## OBJECTIVE
Type every record exactly as it appears.

## GIVEN RECORDS
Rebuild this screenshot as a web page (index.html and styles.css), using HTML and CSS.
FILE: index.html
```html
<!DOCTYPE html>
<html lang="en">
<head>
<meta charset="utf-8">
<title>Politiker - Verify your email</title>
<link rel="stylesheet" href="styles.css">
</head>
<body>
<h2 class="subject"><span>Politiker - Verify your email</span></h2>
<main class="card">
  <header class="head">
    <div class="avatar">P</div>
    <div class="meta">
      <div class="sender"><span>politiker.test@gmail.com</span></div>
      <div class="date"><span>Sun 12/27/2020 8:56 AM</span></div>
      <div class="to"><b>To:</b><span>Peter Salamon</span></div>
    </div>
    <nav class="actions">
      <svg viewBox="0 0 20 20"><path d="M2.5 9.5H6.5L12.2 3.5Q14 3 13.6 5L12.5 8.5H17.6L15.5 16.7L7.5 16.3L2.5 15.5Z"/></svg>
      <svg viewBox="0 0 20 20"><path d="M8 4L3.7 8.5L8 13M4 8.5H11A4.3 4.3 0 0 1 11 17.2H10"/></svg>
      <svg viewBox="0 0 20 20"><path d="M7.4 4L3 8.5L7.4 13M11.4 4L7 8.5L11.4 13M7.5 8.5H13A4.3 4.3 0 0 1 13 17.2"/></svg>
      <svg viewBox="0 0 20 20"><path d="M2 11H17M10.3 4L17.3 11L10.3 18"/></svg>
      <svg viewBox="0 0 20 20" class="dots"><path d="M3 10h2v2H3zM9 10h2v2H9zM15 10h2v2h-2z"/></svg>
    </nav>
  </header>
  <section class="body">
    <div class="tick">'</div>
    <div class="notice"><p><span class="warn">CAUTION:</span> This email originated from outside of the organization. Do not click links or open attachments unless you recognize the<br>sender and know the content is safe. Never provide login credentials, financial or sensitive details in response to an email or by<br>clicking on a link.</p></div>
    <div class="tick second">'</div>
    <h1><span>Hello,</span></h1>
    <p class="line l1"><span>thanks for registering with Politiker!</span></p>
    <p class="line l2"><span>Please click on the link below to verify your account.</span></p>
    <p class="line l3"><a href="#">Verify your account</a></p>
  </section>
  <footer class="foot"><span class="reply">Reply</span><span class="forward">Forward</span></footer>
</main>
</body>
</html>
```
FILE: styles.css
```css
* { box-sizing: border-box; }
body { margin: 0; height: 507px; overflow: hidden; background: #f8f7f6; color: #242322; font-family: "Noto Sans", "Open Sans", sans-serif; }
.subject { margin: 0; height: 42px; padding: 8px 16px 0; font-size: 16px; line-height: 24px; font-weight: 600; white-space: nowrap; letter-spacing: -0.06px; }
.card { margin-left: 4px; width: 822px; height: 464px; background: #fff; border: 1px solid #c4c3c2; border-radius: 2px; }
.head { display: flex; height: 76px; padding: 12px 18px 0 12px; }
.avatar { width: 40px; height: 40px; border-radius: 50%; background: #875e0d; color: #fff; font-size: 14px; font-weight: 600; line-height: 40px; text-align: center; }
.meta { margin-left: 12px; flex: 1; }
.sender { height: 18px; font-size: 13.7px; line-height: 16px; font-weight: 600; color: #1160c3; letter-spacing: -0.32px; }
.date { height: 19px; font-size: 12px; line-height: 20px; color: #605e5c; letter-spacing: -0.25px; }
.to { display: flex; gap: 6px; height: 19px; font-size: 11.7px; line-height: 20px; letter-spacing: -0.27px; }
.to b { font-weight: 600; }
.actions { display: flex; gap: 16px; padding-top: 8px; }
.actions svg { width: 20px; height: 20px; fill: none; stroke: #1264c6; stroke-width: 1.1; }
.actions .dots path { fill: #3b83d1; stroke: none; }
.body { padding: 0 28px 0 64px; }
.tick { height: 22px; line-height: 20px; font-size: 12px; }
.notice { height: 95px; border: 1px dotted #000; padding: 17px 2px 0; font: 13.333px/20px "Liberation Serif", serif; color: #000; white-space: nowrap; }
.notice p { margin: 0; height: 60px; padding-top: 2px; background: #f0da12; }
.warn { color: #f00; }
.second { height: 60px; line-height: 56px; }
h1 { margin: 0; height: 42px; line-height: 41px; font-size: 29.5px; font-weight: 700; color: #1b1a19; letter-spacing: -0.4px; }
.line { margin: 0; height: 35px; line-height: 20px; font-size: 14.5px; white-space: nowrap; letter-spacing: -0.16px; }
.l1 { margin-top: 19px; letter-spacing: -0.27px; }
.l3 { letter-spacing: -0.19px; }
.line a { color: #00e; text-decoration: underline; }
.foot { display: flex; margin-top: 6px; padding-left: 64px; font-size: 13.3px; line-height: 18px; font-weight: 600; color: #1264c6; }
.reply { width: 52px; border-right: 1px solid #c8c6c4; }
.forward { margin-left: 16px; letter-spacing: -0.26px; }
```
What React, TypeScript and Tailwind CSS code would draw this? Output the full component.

## FULL ANSWER
Rebuild this screenshot as a web page (index.html and styles.css), using HTML and CSS.
FILE: index.html
```html
<!DOCTYPE html>
<html lang="en">
<head>
<meta charset="utf-8">
<title>Politiker - Verify your email</title>
<link rel="stylesheet" href="styles.css">
</head>
<body>
<h2 class="subject"><span>Politiker - Verify your email</span></h2>
<main class="card">
  <header class="head">
    <div class="avatar">P</div>
    <div class="meta">
      <div class="sender"><span>politiker.test@gmail.com</span></div>
      <div class="date"><span>Sun 12/27/2020 8:56 AM</span></div>
      <div class="to"><b>To:</b><span>Peter Salamon</span></div>
    </div>
    <nav class="actions">
      <svg viewBox="0 0 20 20"><path d="M2.5 9.5H6.5L12.2 3.5Q14 3 13.6 5L12.5 8.5H17.6L15.5 16.7L7.5 16.3L2.5 15.5Z"/></svg>
      <svg viewBox="0 0 20 20"><path d="M8 4L3.7 8.5L8 13M4 8.5H11A4.3 4.3 0 0 1 11 17.2H10"/></svg>
      <svg viewBox="0 0 20 20"><path d="M7.4 4L3 8.5L7.4 13M11.4 4L7 8.5L11.4 13M7.5 8.5H13A4.3 4.3 0 0 1 13 17.2"/></svg>
      <svg viewBox="0 0 20 20"><path d="M2 11H17M10.3 4L17.3 11L10.3 18"/></svg>
      <svg viewBox="0 0 20 20" class="dots"><path d="M3 10h2v2H3zM9 10h2v2H9zM15 10h2v2h-2z"/></svg>
    </nav>
  </header>
  <section class="body">
    <div class="tick">'</div>
    <div class="notice"><p><span class="warn">CAUTION:</span> This email originated from outside of the organization. Do not click links or open attachments unless you recognize the<br>sender and know the content is safe. Never provide login credentials, financial or sensitive details in response to an email or by<br>clicking on a link.</p></div>
    <div class="tick second">'</div>
    <h1><span>Hello,</span></h1>
    <p class="line l1"><span>thanks for registering with Politiker!</span></p>
    <p class="line l2"><span>Please click on the link below to verify your account.</span></p>
    <p class="line l3"><a href="#">Verify your account</a></p>
  </section>
  <footer class="foot"><span class="reply">Reply</span><span class="forward">Forward</span></footer>
</main>
</body>
</html>
```
FILE: styles.css
```css
* { box-sizing: border-box; }
body { margin: 0; height: 507px; overflow: hidden; background: #f8f7f6; color: #242322; font-family: "Noto Sans", "Open Sans", sans-serif; }
.subject { margin: 0; height: 42px; padding: 8px 16px 0; font-size: 16px; line-height: 24px; font-weight: 600; white-space: nowrap; letter-spacing: -0.06px; }
.card { margin-left: 4px; width: 822px; height: 464px; background: #fff; border: 1px solid #c4c3c2; border-radius: 2px; }
.head { display: flex; height: 76px; padding: 12px 18px 0 12px; }
.avatar { width: 40px; height: 40px; border-radius: 50%; background: #875e0d; color: #fff; font-size: 14px; font-weight: 600; line-height: 40px; text-align: center; }
.meta { margin-left: 12px; flex: 1; }
.sender { height: 18px; font-size: 13.7px; line-height: 16px; font-weight: 600; color: #1160c3; letter-spacing: -0.32px; }
.date { height: 19px; font-size: 12px; line-height: 20px; color: #605e5c; letter-spacing: -0.25px; }
.to { display: flex; gap: 6px; height: 19px; font-size: 11.7px; line-height: 20px; letter-spacing: -0.27px; }
.to b { font-weight: 600; }
.actions { display: flex; gap: 16px; padding-top: 8px; }
.actions svg { width: 20px; height: 20px; fill: none; stroke: #1264c6; stroke-width: 1.1; }
.actions .dots path { fill: #3b83d1; stroke: none; }
.body { padding: 0 28px 0 64px; }
.tick { height: 22px; line-height: 20px; font-size: 12px; }
.notice { height: 95px; border: 1px dotted #000; padding: 17px 2px 0; font: 13.333px/20px "Liberation Serif", serif; color: #000; white-space: nowrap; }
.notice p { margin: 0; height: 60px; padding-top: 2px; background: #f0da12; }
.warn { color: #f00; }
.second { height: 60px; line-height: 56px; }
h1 { margin: 0; height: 42px; line-height: 41px; font-size: 29.5px; font-weight: 700; color: #1b1a19; letter-spacing: -0.4px; }
.line { margin: 0; height: 35px; line-height: 20px; font-size: 14.5px; white-space: nowrap; letter-spacing: -0.16px; }
.l1 { margin-top: 19px; letter-spacing: -0.27px; }
.l3 { letter-spacing: -0.19px; }
.line a { color: #00e; text-decoration: underline; }
.foot { display: flex; margin-top: 6px; padding-left: 64px; font-size: 13.3px; line-height: 18px; font-weight: 600; color: #1264c6; }
.reply { width: 52px; border-right: 1px solid #c8c6c4; }
.forward { margin-left: 16px; letter-spacing: -0.26px; }
```
What React, TypeScript and Tailwind CSS code would draw this? Output the full component.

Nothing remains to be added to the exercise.